TASK BRIEF: Only the lines from the one containing "The picture is" through the one containing "let zoom = $state(32);" are wanted. Give them again exactly, both ends included.

**** DATASET EXCERPT ****

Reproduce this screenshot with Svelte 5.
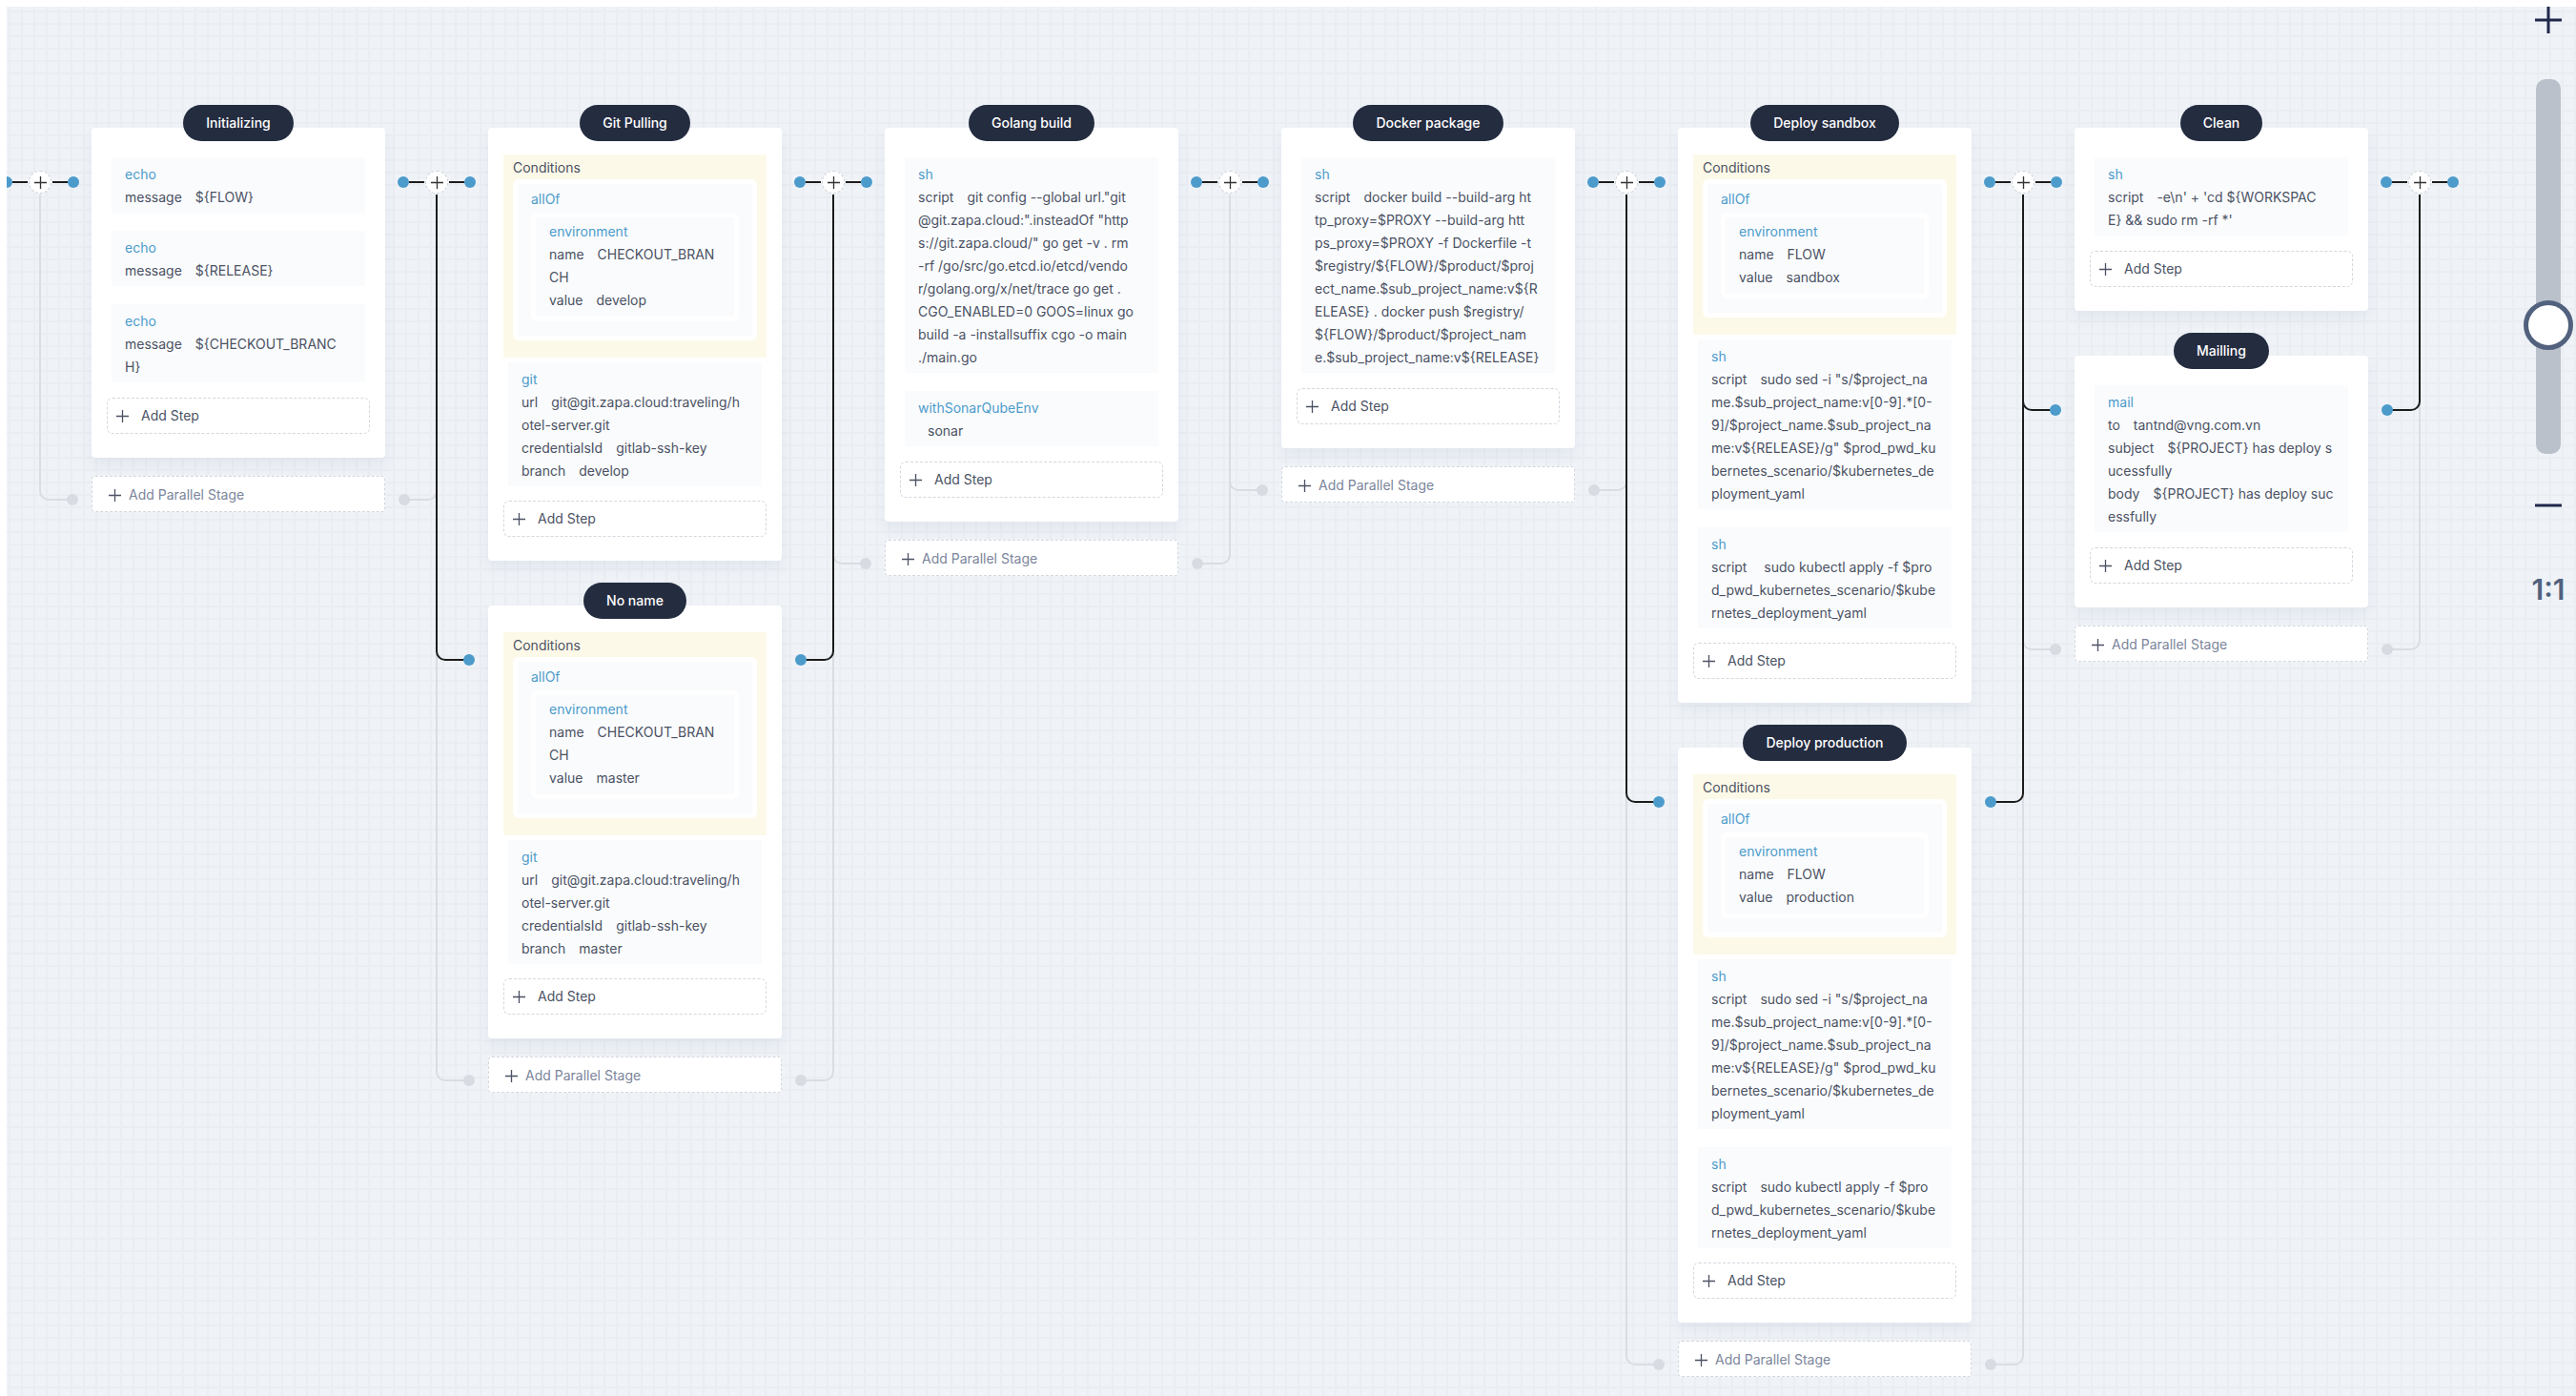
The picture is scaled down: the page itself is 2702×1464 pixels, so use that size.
<script>
  let zoom = $state(32);

  const sed =
    'sudo sed -i "s/$project_na\nme.$sub_project_name:v[0-9].*[0-\n9]/$project_name.$sub_project_na\nme:v${RELEASE}/g" $prod_pwd_ku\nbernetes_scenario/$kubernetes_de\nployment_yaml';
  const apply =
    'sudo kubectl apply -f $pro\nd_pwd_kubernetes_scenario/$kube\nrnetes_deployment_yaml';

  const gitStep = (branch) => ({
    name: 'git',
    params: [
      ['url', 'git@git.zapa.cloud:traveling/h\notel-server.git'],
      ['credentialsId', 'gitlab-ssh-key'],
      ['branch', branch]
    ]
  });

  const columns = [
    [
      {
        title: 'Initializing',
        steps: [
          { name: 'echo', params: [['message', '${FLOW}']] },
          { name: 'echo', params: [['message', '${RELEASE}']] },
          { name: 'echo', params: [['message', '${CHECKOUT_BRANC\nH}']] }
        ]
      }
    ],
    [
      {
        title: 'Git Pulling',
        conditions: [['name', 'CHECKOUT_BRAN\nCH'], ['value', 'develop']],
        steps: [gitStep('develop')]
      },
      {
        title: 'No name',
        conditions: [['name', 'CHECKOUT_BRAN\nCH'], ['value', 'master']],
        steps: [gitStep('master')]
      }
    ],
    [
      {
        title: 'Golang build',
        steps: [
          {
            name: 'sh',
            params: [
              [
                'script',
                'git config --global url."git\n@git.zapa.cloud:".insteadOf "http\ns://git.zapa.cloud/" go get -v . rm\n-rf /go/src/go.etcd.io/etcd/vendo\nr/golang.org/x/net/trace go get .\nCGO_ENABLED=0 GOOS=linux go\nbuild -a -installsuffix cgo -o main\n./main.go'
              ]
            ]
          },
          { name: 'withSonarQubeEnv', params: [['', 'sonar']] }
        ]
      }
    ],
    [
      {
        title: 'Docker package',
        steps: [
          {
            name: 'sh',
            params: [
              [
                'script',
                'docker build --build-arg ht\ntp_proxy=$PROXY --build-arg htt\nps_proxy=$PROXY -f Dockerfile -t\n$registry/${FLOW}/$product/$proj\nect_name.$sub_project_name:v${R\nELEASE} . docker push $registry/\n${FLOW}/$product/$project_nam\ne.$sub_project_name:v${RELEASE}'
              ]
            ]
          }
        ]
      }
    ],
    [
      {
        title: 'Deploy sandbox',
        conditions: [['name', 'FLOW'], ['value', 'sandbox']],
        steps: [
          { name: 'sh', params: [['script', sed]] },
          { name: 'sh', params: [['script', ' ' + apply]] }
        ]
      },
      {
        title: 'Deploy production',
        conditions: [['name', 'FLOW'], ['value', 'production']],
        steps: [
          { name: 'sh', params: [['script', sed]] },
          { name: 'sh', params: [['script', apply]] }
        ]
      }
    ],
    [
      {
        title: 'Clean',
        steps: [
          {
            name: 'sh',
            params: [['script', "-e\\n' + 'cd ${WORKSPAC\nE} && sudo rm -rf *'"]]
          }
        ]
      },
      {
        title: 'Mailling',
        steps: [
          {
            name: 'mail',
            params: [
              ['to', 'tantnd@vng.com.vn'],
              ['subject', '${PROJECT} has deploy s\nucessfully'],
              ['body', '${PROJECT} has deploy suc\nessfully']
            ]
          }
        ]
      }
    ]
  ];
</script>

{#snippet plus()}
  <svg class="plus" viewBox="0 0 13 13" aria-hidden="true">
    <path d="M6.5 0v13M0 6.5h13" />
  </svg>
{/snippet}

{#snippet connector()}
  <div class="connector">
    <i class="dot"></i><i class="wire"></i>
    <button class="insert" aria-label="Insert stage">{@render plus()}</button>
    <i class="wire"></i><i class="dot"></i>
  </div>
{/snippet}

{#snippet params(list)}
  {#each list as [key, value]}
    {@const [first, ...rest] = value.split('\n')}
    <p class="param">{#if key}<span class="key">{key}</span>{/if}<span class="value">{first}</span>{#each rest as line}<span class="line">{line}</span>{/each}</p>
  {/each}
{/snippet}

<main class="canvas">
  <div class="pipeline">
    {@render connector()}
    {#each columns as stages}
      <div class="column">
        {#each stages as stage, i}
          {@const last = i === stages.length - 1}
          <section class="stage" class:last>
            {#each ['left', 'right'] as side}
              <i class="trunk {side}" class:pale={last} class:top={i === 0}></i>
              {#if i > 0}
                <i class="branch {side}"></i>
                <i class="dot end {side}"></i>
              {/if}
            {/each}
            <div class="card">
              <h2>{stage.title}</h2>
              {#if stage.conditions}
                <div class="conditions">
                  <p>Conditions</p>
                  <div class="all">
                    <h3>allOf</h3>
                    <div class="env">
                      <h3>environment</h3>
                      {@render params(stage.conditions)}
                    </div>
                  </div>
                </div>
              {/if}
              <div class="steps" class:spaced={!stage.conditions}>
                {#each stage.steps as step}
                  <div class="step">
                    <h3>{step.name}</h3>
                    {@render params(step.params)}
                  </div>
                {/each}
              </div>
              <button class="add-step">{@render plus()}Add Step</button>
            </div>
          </section>
        {/each}
        <div class="parallel">
          {#each ['left', 'right'] as side}
            <i class="branch pale {side}"></i>
            <i class="dot pale end {side}"></i>
          {/each}
          <button class="add-parallel">{@render plus()}Add Parallel Stage</button>
        </div>
      </div>
      {@render connector()}
    {/each}
  </div>

  <aside class="zoom">
    <button class="zoom-in" aria-label="Zoom in">
      <svg viewBox="0 0 28 28"><path d="M14 0v28M0 14h28" /></svg>
    </button>
    <input type="range" min="0" max="100" bind:value={zoom} aria-label="Zoom" />
    <button class="zoom-out" aria-label="Zoom out">
      <svg viewBox="0 0 28 28"><path d="M0 14h28" /></svg>
    </button>
    <button class="reset">1:1</button>
  </aside>
</main>

<style>
  :global(body) {
    background: #fff;
  }
  h2, h3, p {
    margin: 0;
    font-size: 14px;
    font-weight: 400;
  }
  button {
    margin: 0;
    padding: 0;
    border: 0;
    background: none;
    font: inherit;
    color: inherit;
    cursor: pointer;
  }
  .canvas {
    position: relative;
    overflow: hidden;
    box-sizing: border-box;
    min-height: calc(100vh - 7px);
    margin: 7px 0 0 7px;
    padding-top: 127px;
    background:
      linear-gradient(90deg, #eaeef3 2px, transparent 2px) 2px 0 / 13px 13px,
      linear-gradient(#eaeef3 2px, transparent 2px) 0 4px / 13px 13px,
      #eff3f8;
    font: 14px/24px Inter, "Liberation Sans", sans-serif;
    color: #4b5263;
  }
  .pipeline {
    display: flex;
    align-items: flex-start;
    margin-left: -19px;
  }

  .connector {
    position: relative;
    z-index: 2;
    flex: none;
    display: flex;
    align-items: center;
    justify-content: center;
    width: 108px;
    height: 24px;
    margin-top: 45px;
  }
  .dot {
    width: 12px;
    height: 12px;
    border-radius: 50%;
    background: #4c9bcb;
  }
  .dot.pale {
    background: #d8dce2;
  }
  .wire {
    width: 16px;
    height: 2px;
    background: #1c1c1c;
  }
  .insert {
    display: grid;
    place-items: center;
    box-sizing: border-box;
    width: 24px;
    height: 24px;
    margin: 0 1px;
    border: 1px dashed #cdd1d8;
    border-radius: 50%;
    background: #fff;
  }
  .insert .plus {
    stroke: #333;
  }
  .plus {
    flex: none;
    width: 13px;
    height: 13px;
    stroke: #4b5263;
    stroke-width: 1.3;
  }

  .column {
    flex: none;
    width: 308px;
  }
  .stage {
    position: relative;
    padding-bottom: 47px;
  }
  .stage.last {
    padding-bottom: 19px;
  }
  .parallel {
    position: relative;
  }

  .trunk {
    position: absolute;
    z-index: 1;
    top: 0;
    bottom: 0;
    width: 2px;
    background: #1c1c1c;
  }
  .trunk.top {
    top: 70px;
  }
  .trunk.pale {
    z-index: 0;
    background: #dadde3;
  }
  .branch {
    position: absolute;
    z-index: 1;
    box-sizing: border-box;
    top: 0;
    width: 34px;
    height: 58px;
    border: 0 solid #1c1c1c;
    border-bottom-width: 2px;
  }
  .branch.pale {
    z-index: 0;
    height: 26px;
    border-color: #dadde3;
  }
  .dot.end {
    position: absolute;
    z-index: 1;
    top: 51px;
  }
  .dot.pale.end {
    top: 19px;
  }
  .trunk.left { left: -55px; }
  .trunk.right { right: -55px; }
  .branch.left {
    left: -55px;
    border-left-width: 2px;
    border-bottom-left-radius: 10px;
  }
  .branch.right {
    right: -55px;
    border-right-width: 2px;
    border-bottom-right-radius: 10px;
  }
  .dot.end.left { left: -26px; }
  .dot.end.right { right: -26px; }

  .card {
    display: flex;
    flex-direction: column;
    padding: 0 16px 25px;
    border-radius: 4px;
    background: #fff;
    box-shadow: 0 8px 14px rgba(70, 90, 120, 0.07);
  }
  h2 {
    z-index: 1;
    align-self: center;
    margin-top: -24px;
    padding: 0 24px;
    border-radius: 20px;
    background: #242c40;
    color: #fff;
    font-weight: 500;
    line-height: 38px;
  }
  h3 {
    color: #4c9bcb;
  }
  .param {
    white-space: pre;
  }
  .key {
    margin-right: 4px;
  }
  .value {
    padding-left: 10px;
  }
  .line {
    display: block;
  }
  .conditions {
    margin-top: 14px;
    padding: 2px 10px 18px;
    background: #fdf9e9;
  }
  .all, .env {
    border: 5px solid #fff;
    border-radius: 6px;
    background: #fafbfd;
  }
  .all {
    padding: 4px 14px 15px;
  }
  .env {
    margin-top: 2px;
    padding: 3px 14px 5px;
  }
  .steps {
    display: grid;
    gap: 19px;
    margin: 5px 5px 15px;
  }
  .steps.spaced {
    margin: 17px 5px 16px;
  }
  .step {
    padding: 6px 14px 4px;
    background: #fafbfd;
  }
  .add-step, .add-parallel {
    display: flex;
    align-items: center;
    box-sizing: border-box;
    width: 100%;
    height: 38px;
    border: 1px dashed #d3d7de;
    border-radius: 6px;
    background: #fff;
  }
  .add-step {
    gap: 13px;
    padding-left: 9px;
  }
  .add-parallel {
    gap: 8px;
    padding: 2px 0 0 17px;
    border-radius: 4px;
    color: #7b859b;
  }

  .zoom {
    position: absolute;
    z-index: 3;
    top: 0;
    right: 0;
    display: flex;
    flex-direction: column;
    align-items: center;
    width: 58px;
    color: #52617d;
  }
  .zoom-in, .zoom-out {
    height: 28px;
  }
  .zoom-in {
    margin-bottom: 48px;
  }
  .zoom svg {
    display: block;
    width: 28px;
    height: 28px;
    stroke: #20284a;
    stroke-width: 3;
  }
  .zoom-out {
    margin: 40px 0 54px;
  }
  input {
    appearance: none;
    writing-mode: vertical-lr;
    direction: rtl;
    width: 26px;
    height: 393px;
    margin: 0;
    border-radius: 10px;
    background: #bac1ca;
  }
  input::-webkit-slider-thumb {
    appearance: none;
    box-sizing: border-box;
    width: 52px;
    height: 52px;
    border: 5px solid #52617d;
    border-radius: 50%;
    background: #fff;
  }
  .reset {
    font-size: 30px;
    font-weight: 600;
    line-height: 40px;
  }
</style>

****

ANSWER TO THIS TASK:
The picture is scaled down: the page itself is 2702×1464 pixels, so use that size.
<script>
  let zoom = $state(32);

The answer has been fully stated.